Mustarjil
- Classification: Gender identity

Demographics
- Culture: Ahwari

Regions with significant populations
- Iraq

= Mustarjil =

Arabic gender identity term and a slur

Mustarjil (مسترجل), also in its feminised form mistarjila, is an Arabic-language term, as well as a gender identity used among the Ahwari culture, or Marsh Arabs, in Southern Iraq. The term equates with 'becoming a man' and is used for women who have adopted a masculine gender expression through choice or economic necessity. Lives of mustarjil people are recorded by British explorer Wilfred Thesiger who lived with the Ahwari in the 1950s; his observations were supplemented by the work of anthropologists Sigrid Westphal-Hellbush and Heinz Westphal. In 21st-century usage the term has misogynistic overtones.

== Etymology ==
The word "mustarjila" (مُستَرجِلة) is derived from the root R-J-L (ر-جُ-ل) in the Arabic language, which means man. The active participle from the verb istarjala is mustarjil (مُستَرجِل) for masculine, and mustarjila (مُستَرجِلة) for feminine. The term equates with 'becoming a man'. (Note: From the verb استرجل (with harakat: اِسْتَرْجَلَ, istarjala), with the meanings 'to become a man, to reach manhood, to grow up', or 'to act like a man, to man up' or 'to display masculine mannerisms, to resemble a man', for which مُسْتَرْجِل is the active participle.)
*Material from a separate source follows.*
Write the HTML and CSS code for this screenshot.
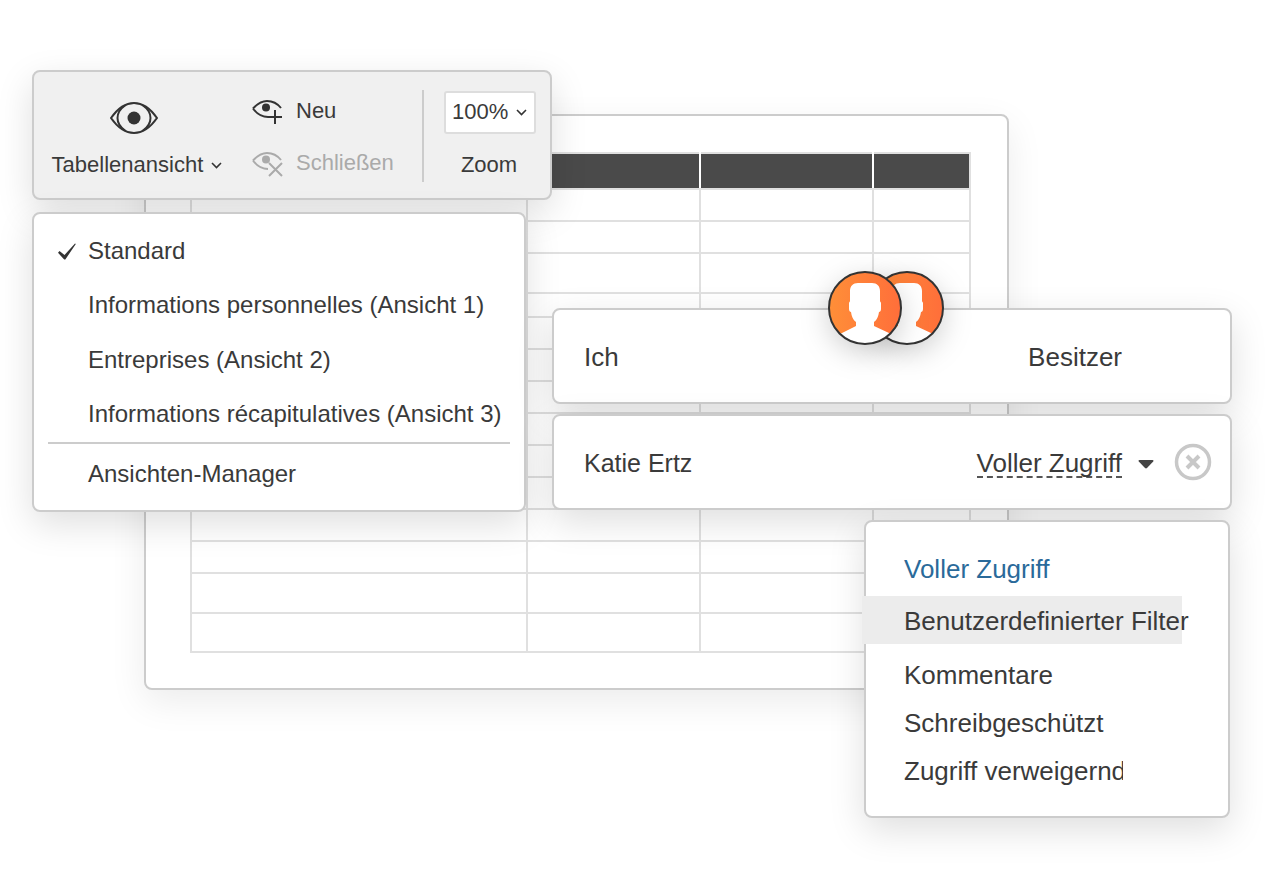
FILE: index.html
```html
<!DOCTYPE html>
<html lang="de">
<head>
    <meta charset="UTF-8">
    <title>Tabellenansicht</title>
    <link rel="stylesheet" href="styles.css">
</head>
<body>
<div class="stage">

    <!-- spreadsheet in the background -->
    <div class="sheet">
        <table class="grid">
            <colgroup><col class="c1"><col class="c2"><col class="c3"><col class="c4"></colgroup>
            <tr class="head"><th></th><th></th><th></th><th></th></tr>
            <tr><td></td><td></td><td></td><td></td></tr>
            <tr><td></td><td></td><td></td><td></td></tr>
            <tr class="tall"><td></td><td></td><td></td><td></td></tr>
            <tr class="short"><td></td><td></td><td></td><td></td></tr>
            <tr><td></td><td></td><td></td><td></td></tr>
            <tr><td></td><td></td><td></td><td></td></tr>
            <tr><td></td><td></td><td></td><td></td></tr>
            <tr><td></td><td></td><td></td><td></td></tr>
            <tr><td></td><td></td><td></td><td></td></tr>
            <tr><td></td><td></td><td></td><td></td></tr>
            <tr><td></td><td></td><td></td><td></td></tr>
            <tr><td></td><td></td><td></td><td></td></tr>
            <tr class="tall"><td></td><td></td><td></td><td></td></tr>
            <tr class="last"><td></td><td></td><td></td><td></td></tr>
        </table>
    </div>

    <!-- toolbar -->
    <div class="toolbar">
        <div class="tb-view">
            <svg class="eye-big" width="48" height="32" viewBox="0 0 48 32" fill="none" stroke="#333" stroke-width="2">
                <path d="M1 16C8 6 15 1 24 1S40 6 47 16C40 26 33 31 24 31S8 26 1 16Z"/>
                <path d="M15 3.500C10 7 7.500 11 7.500 16S10 25 15 28.500M33 3.500C38 7 40.500 11 40.500 16S38 25 33 28.500"/>
                <circle cx="24" cy="16" r="6.500" fill="#333" stroke="none"/>
            </svg>
            <div class="tb-label">Tabellenansicht
                <svg class="chev" width="11" height="7" viewBox="0 0 11 7" fill="none" stroke="#333" stroke-width="1.6"><path d="M1 1l4.500 4.500L10 1"/></svg>
            </div>
        </div>
        <div class="tb-actions">
            <div class="tb-action">
                <svg width="32" height="26" viewBox="0 0 32 26" fill="none" stroke="#333" stroke-width="2">
                    <path d="M1 8.500C6 3 11 1 15 1C20 1 25 3 29 8"/>
                    <path d="M1 8.500C5 14 10 17 16 17"/>
                    <circle cx="14" cy="7.500" r="4" fill="#333" stroke="none"/>
                    <path d="M23 10v14M16 17h14"/>
                </svg>
                <span>Neu</span>
            </div>
            <div class="tb-action off">
                <svg width="32" height="26" viewBox="0 0 32 26" fill="none" stroke="#aaa" stroke-width="2">
                    <path d="M1 8.500C6 3 11 1 15 1C20 1 25 3 29 8"/>
                    <path d="M1 8.500C5 14 10 17 16 17"/>
                    <circle cx="14" cy="7.500" r="4" fill="#aaa" stroke="none"/>
                    <path d="M17 11l13 13M30 11L17 24"/>
                </svg>
                <span>Schließen</span>
            </div>
        </div>
        <div class="tb-divider"></div>
        <div class="tb-zoom">
            <div class="zoom-select">100%
                <svg class="chev" width="11" height="7" viewBox="0 0 11 7" fill="none" stroke="#333" stroke-width="1.6"><path d="M1 1l4.500 4.500L10 1"/></svg>
            </div>
            <div class="tb-label">Zoom</div>
        </div>
    </div>

    <!-- view menu -->
    <div class="view-menu">
        <div class="view-item">
            <svg class="check" width="18" height="17" viewBox="0 0 18 17"><path d="M0 9.800L1.500 8L6.500 12L17 .5L17.800 1.100L7.300 16.500H6.200Z" fill="#333"/></svg>
            Standard
        </div>
        <div class="view-item">Informations personnelles (Ansicht 1)</div>
        <div class="view-item">Entreprises (Ansicht 2)</div>
        <div class="view-item">Informations récapitulatives (Ansicht 3)</div>
        <div class="view-sep"></div>
        <div class="view-item">Ansichten-Manager</div>
    </div>

    <!-- sharing -->
    <div class="share-row first">
        <span>Ich</span>
        <span>Besitzer</span>
    </div>
    <div class="share-row second">
        <span class="name">Katie Ertz</span>
        <span class="role">Voller Zugriff</span>
        <div class="share-actions">
            <svg class="caret" width="16" height="10" viewBox="0 0 16 10"><path d="M1.500 1h13c1 0 1.300.8.700 1.500L9 9c-.6.600-1.400.600-2 0L.8 2.500C.2 1.800.5 1 1.500 1z" fill="#444"/></svg>
            <svg width="38" height="38" viewBox="0 0 38 38" fill="none" stroke="#c8c8c8"><circle cx="19" cy="19" r="16.500" stroke-width="3.500"/><path d="M13 13l12 12M25 13L13 25" stroke-width="4"/></svg>
        </div>
    </div>

    <!-- avatars over the first row -->
    <svg class="avatar back" width="76" height="76" viewBox="0 0 76 76"><use href="#person"/></svg>
    <svg class="avatar front" width="76" height="76" viewBox="0 0 76 76">
        <defs>
            <linearGradient id="orange"><stop offset="0" stop-color="#ff8f38"/><stop offset="1" stop-color="#ff6e3a"/></linearGradient>
            <clipPath id="disc"><circle cx="38" cy="38" r="36"/></clipPath>
            <g id="person">
                <circle cx="38" cy="38" r="36" fill="url(#orange)"/>
                <path clip-path="url(#disc)" d="M31 13h14c5 0 8 3 8 8v10c0 1 1 1 1 2v6c0 2-1 3-2 3-.5 4-2 8-5 10v4l15 7 16 7v8H0v-8l15-7 14-7v-4c-3-2-4.500-6-5-10-1 0-2-1-2-3v-6c0-1 1-1 1-2V21c0-5 3-8 8-8z" fill="#fff"/>
                <circle cx="38" cy="38" r="36" fill="none" stroke="#333" stroke-width="2"/>
            </g>
        </defs>
        <use href="#person"/>
    </svg>

    <!-- access dropdown -->
    <div class="access-menu">
        <div class="access-item current">Voller Zugriff</div>
        <div class="access-item hover">Benutzerdefinierter Filter</div>
        <div class="access-item">Kommentare</div>
        <div class="access-item">Schreibgeschützt</div>
        <div class="access-item"><span class="cut">Zugriff verweigernd</span></div>
    </div>

</div>
</body>
</html>
```

FILE: styles.css
```css
html, body {
    margin: 0;
    background: #fff;
}
body {
    font-family: "Liberation Sans", Arial, sans-serif;
    color: #3a3a3a;
}
.stage {
    position: relative;
    width: 1280px;
    height: 880px;
    overflow: hidden;
}

/* free floating windows */
.sheet, .toolbar, .view-menu, .share-row, .access-menu {
    position: absolute;
    box-sizing: border-box;
    background: #fff;
    border: 2px solid #ccc;
    border-radius: 8px;
    box-shadow: 0 12px 36px rgba(0, 0, 0, .13);
}

.sheet {
    left: 144px;
    top: 114px;
    width: 865px;
    height: 576px;
    padding: 36px 0 0 44px;
    box-shadow: 0 12px 36px rgba(0, 0, 0, .08);
}
.grid {
    border-collapse: collapse;
    table-layout: fixed;
    width: 779px;
    height: 499px;
}
.grid td, .grid th {
    border: 2px solid #e0e0e0;
    padding: 0;
    height: 32px;
    box-sizing: border-box;
}
.c1 { width: 336px; }
.c2 { width: 173px; }
.c3 { width: 173px; }
.c4 { width: 97px; }
.grid tr.head th {
    height: 36px;
    background: #4a4a4a;
    border-right-color: #fff;
}
.grid tr.head th:last-child {
    border-right-color: #e0e0e0;
}
.grid tr.tall td { height: 40px; }
.grid tr.short td { height: 24px; }
.grid tr.last td { height: 39px; }

.toolbar {
    left: 32px;
    top: 70px;
    width: 520px;
    height: 130px;
    display: flex;
    background: #f0f0f0;
    font-size: 22px;
    z-index: 2;
}
.tb-view {
    width: 170px;
    margin-left: 18px;
    padding-top: 30px;
    display: flex;
    flex-direction: column;
    align-items: center;
}
.eye-big {
    display: block;
    margin-right: 6px;
}
.tb-label {
    line-height: 30px;
    margin-top: 16px;
    white-space: nowrap;
}
.tb-zoom .tb-label {
    margin-right: 2px;
}
.chev {
    vertical-align: 3px;
    margin-left: 2px;
}
.tb-actions {
    width: 170px;
    margin-left: 30px;
    padding-top: 24px;
    display: flex;
    flex-direction: column;
    gap: 22px;
}
.tb-action {
    display: flex;
    align-items: flex-start;
    gap: 12px;
    line-height: 30px;
    height: 30px;
}
.tb-action svg {
    margin-top: 4px;
    flex: none;
}
.tb-action.off {
    color: #aaa;
}
.tb-divider {
    width: 2px;
    height: 92px;
    margin-top: 18px;
    background: #ccc;
}
.tb-zoom {
    width: 92px;
    margin-left: 20px;
    padding-top: 19px;
    display: flex;
    flex-direction: column;
    align-items: center;
}
.zoom-select {
    box-sizing: border-box;
    flex: none;
    width: 92px;
    height: 43px;
    line-height: 37px;
    padding-left: 6px;
    background: #fff;
    border: 2px solid #ddd;
    border-radius: 3px;
    white-space: nowrap;
}

.view-menu {
    left: 32px;
    top: 212px;
    width: 494px;
    height: 300px;
    padding-top: 10px;
    font-size: 24px;
    z-index: 3;
}
.view-item {
    position: relative;
    height: 54.400px;
    line-height: 54.400px;
    padding-left: 54px;
    white-space: nowrap;
}
.check {
    position: absolute;
    left: 24px;
    top: 19px;
}
.view-sep {
    height: 2px;
    margin: 0 14px 3px;
    background: #ccc;
}

.share-row {
    left: 552px;
    width: 680px;
    height: 96px;
    display: grid;
    grid-template-columns: 1fr auto 108px;
    align-items: center;
    padding: 2px 0 0 30px;
    font-size: 26px;
    z-index: 4;
}
.share-row.first { top: 308px; }
.share-row.second { top: 414px; }
.name {
    font-size: 25px;
}
.role {
    border-bottom: 2px dashed #555;
    line-height: 26px;
    margin-top: 2px;
}
.share-actions {
    display: flex;
    align-items: center;
    gap: 20px;
    padding-left: 16px;
    margin-top: -2px;
}
.caret {
    margin-top: 4px;
}

.avatar {
    position: absolute;
    top: 270px;
    z-index: 5;
    filter: drop-shadow(0 8px 14px rgba(0, 0, 0, .18));
}
.avatar.back { left: 869px; }
.avatar.front { left: 827px; }

.access-menu {
    left: 864px;
    top: 520px;
    width: 366px;
    height: 298px;
    padding-top: 23px;
    font-size: 26px;
    z-index: 4;
}
.access-item {
    height: 48px;
    line-height: 48px;
    margin-left: -4px;
    width: 278px;
    padding-left: 42px;
    white-space: nowrap;
}
.access-item.current {
    color: #2a6a9a;
    margin-bottom: 3px;
}
.access-item.hover {
    background: #ececec;
    line-height: 50px;
    margin-bottom: 7px;
}
.cut {
    display: inline-block;
    width: 219px;
    overflow: hidden;
    vertical-align: top;
}
```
== Ahwari gender identity ==
British explorer Wilfred Thesiger recorded some aspects of the lives of mustarjil, as well as recording one person who was assigned male at birth, but lived and worked openly as a woman, during his time with the Ahwari people in the 1950s. In The Marsh Arabs, his account of life in Ahwari communities, Thesiger describes meeting a cisgender man who fought with a mustarjil, and was defeated. He also reflects that the nearest comparison he can make to them are "the Amazons of antiquity". Some mustarjil married, but did not undertake typically female work in the home. Again Thesiger recorded a conversation where his male companion stated that mustarjil married and had sex with women, in his words, "as we do". This was explained that although they were born into women's bodies they have "the heart of a man, so [live] as a man". Those who assumed the gender identity had the same rights as men, both socially and militarily. Those who fought were rewarded for their service in the same manner as cisgender men.

Anthropologists Sigrid Westphal-Hellbush and Heinz Westphal made similar observations to Thesiger about the lives of mustarjil. They observed that young women made the decision to live as mustarjil soon after puberty; however, in terms of inheritance, mustarjil were still viewed as women. If they wanted to have children, they had to dismiss their transmasculine appearance and could not return to it in future. The association of mustarjil with Ahwari culture is also described by writer Marwan Kaabour, who also compared mustarjil to the hijra and mukhannath third genders. Author Eli Erlick has described how mustarjil lived lives parallel to that of trans men in the twenty-first century.

Recording of Massoud El Amaratly

Folk singer Masoud El Amaratly was a famous singer in Iraq and neighbouring countries from c.1925 to his death in 1944, and was also mustarjil.

== 21st-century usage ==
The term has been used in many contexts within popular culture, religious texts, and other descriptions applied to women who resemble men. Regardless of the reasons for this difference in women's appearance, the label has been applied to anyone society perceived as possessing masculine traits. This description was often used for purposes such as mockery, criticism, or as a way for society to deter women from such differences.

In Islamic tradition, the "mustarjila" (masculinized woman) is condemned; according to prophetic hadiths, she is cursed and thereby excluded from God's mercy, as she is seen to have attempted to alter God's creation. Moreover, it is said that God will not look upon her on the Day of Judgment, as a form of rebuke and deterrence. Cutting one's hair in a way that resembles men's hairstyles is also considered forbidden under Islamic law. According to an article in the Jordanian newspaper Ad-Dustour, Arab society in general, and Muslim society in particular, views the term "mustarjila" as an insult directed at women. The article goes on to say that any masculinisation of Arab women is due to Western influence.

Mistarjila is used as a term for queer women in the Levant, but has misogynistic overtones according to The Queer Arab Glossary. The glossary describes the term as: "'mannish'; tomboy; suggesting she may be lesbian; in the past the term zanmardeh was also used (woman-man in Persian)".